Reverently, Broker, who barely kept his police qualification at twenty-five yards with his Beretta, tucked the award back between the books. Outshoot her with a rifle, he told himself.
The only personal touch on her desk were two framed photos. One was of her mother, father, and herself standing in what looked like Georgia pines when she was about seven. The other showed Ray Pryce and Broker himself, sitting on some baked paddy dike wearing olive drab that was busted out with sweat fade. And that foreign red dirt.
Broker picked up the picture and scanned the husky freckled man with the bluff features and sandy red hair. The guy who did everything by the book- I put twenty years of insulation between us, Ray . He lit a cigarette and studied Ray Pryce’s face through what seemed like twenty feet of plate glass.
They had not been friends in the strict sense. Too much of an age difference.
Nina came out of her bedroom in an extra-large olive drab T-shirt with black jump wings stenciled on it. The hem swept her thighs like a Spartan chiton. She opened the windows wider and turned on a fan. “The smoke, sorry.”
“What happened to your brother?” he asked, returning the picture to the desk.
“Yuppie puke lawyer in Atlanta.”
Broker hitched up his sheet and took the rest of his butt out on the small balcony. Nina fished another Vernor’s from the icebox and joined him.
The wind combed through her short hair as she pushed off the railing and turned to him. “Can I ask you a personal question?”
“Shoot.”
“You have any gremlins that will make going back to Vietnam a problem?”
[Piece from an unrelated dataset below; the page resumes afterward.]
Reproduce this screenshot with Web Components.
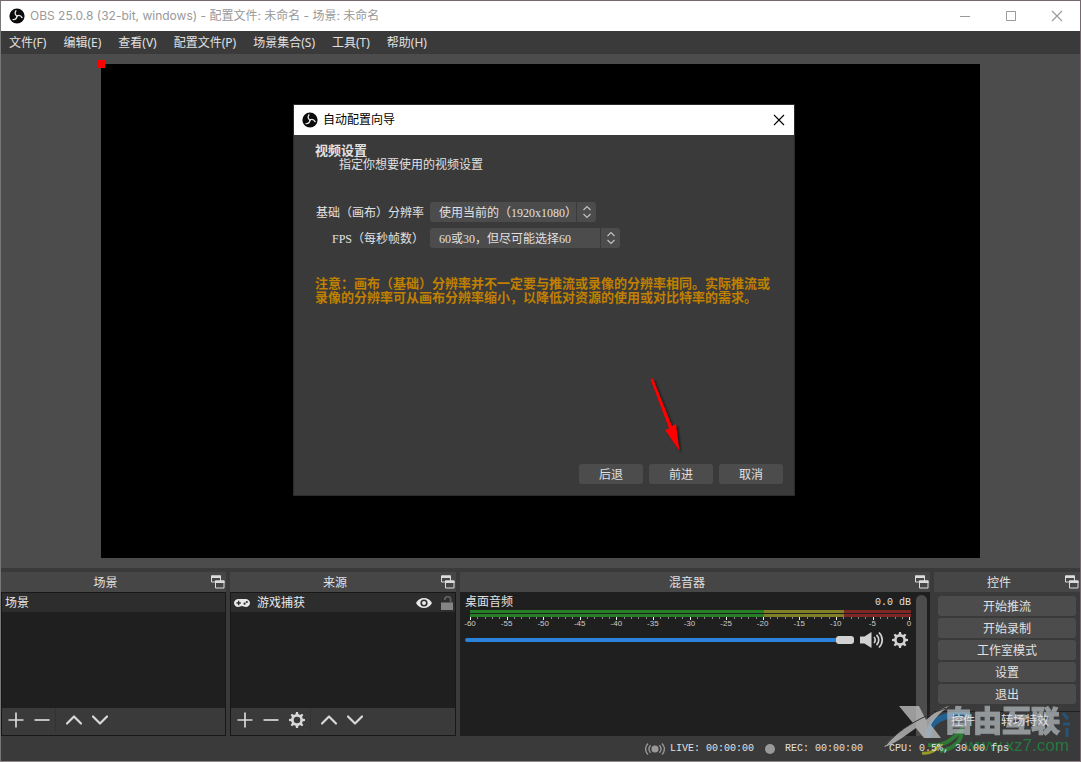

Broker laughed. But he lit another cigarette off the smoldering butt of the one he had going. “You see Platoon ?”
“Everybody did, and Apocalypse Now and Full Metal Jacket .”
“You see me in any of them?”
“What’s your point?”
“Your ideas about Nam come from Hollywood. Hell, my ideas about Desert Storm come from CNN. Anyway, I missed the rock-and-roll drug opera. I had pure Greek tragedy at the end.”
“Let me put it another way. You thought pretty highly of LaPorte once; and my dad, Tuna, Trin. The way you talked about them, that summer I stayed with you…it’s like you still couldn’t believe what happened.”
“No hang-ups, Nina. Nothing that will get in the way,” Broker said emphatically.
Tenacity and tact debated in her eyes and she proposed carefully, “Maybe we should both go to New Orleans.”
Broker shook his head. “We have too much ground to cover.”
Seeing that he was adamant, she switched the subject. “What about the gold maybe buried out in the jungle? You get any interesting vibes off that? Like it coming between us and you maybe slitting my throat?”
“Do you?”
She hugged herself. “Scares me. Excites me. But I don’t think so.”
“What about ‘Tempts you’?” he asked.
“Not my style, Broker. And I never figured you for the money type.”
“Oh?”
“That’s right.” She touched his cheek lightly. “And we’re not the stay at home, cozy type either. The soaps weren’t invented for us. Or diapers. No patience for the little things. Sound familiar…” Her voice trailed a hint of sadness.
She moved behind him and the immediate silence balanced precariously and became charged. Through the budding trees Broker watched traffic curl on a freeway. Her fingers trolled his bare shoulders. Gently kneaded the muscle.
“We’re fixers,” she said. “We sit around waiting for something bad to happen so we can jump in.” Her warm breath was scented with Colgate and trailed softly across his neck. “Doesn’t mean we don’t get lonely.”
The moment reared, strong enough to topple them off the balcony and into each other’s arms.
“Nina, when I met you, you were wearing braces.”
“I’m not your little sister. I’m probably the only woman who could put up with you. Better than that bitch you married.”
Broker stood up and propped himself against the railing a safe distance away. He looked up. Ann Arbor made a glitter dome of freeway traffic. Rows of fast-food signs stole the heavens.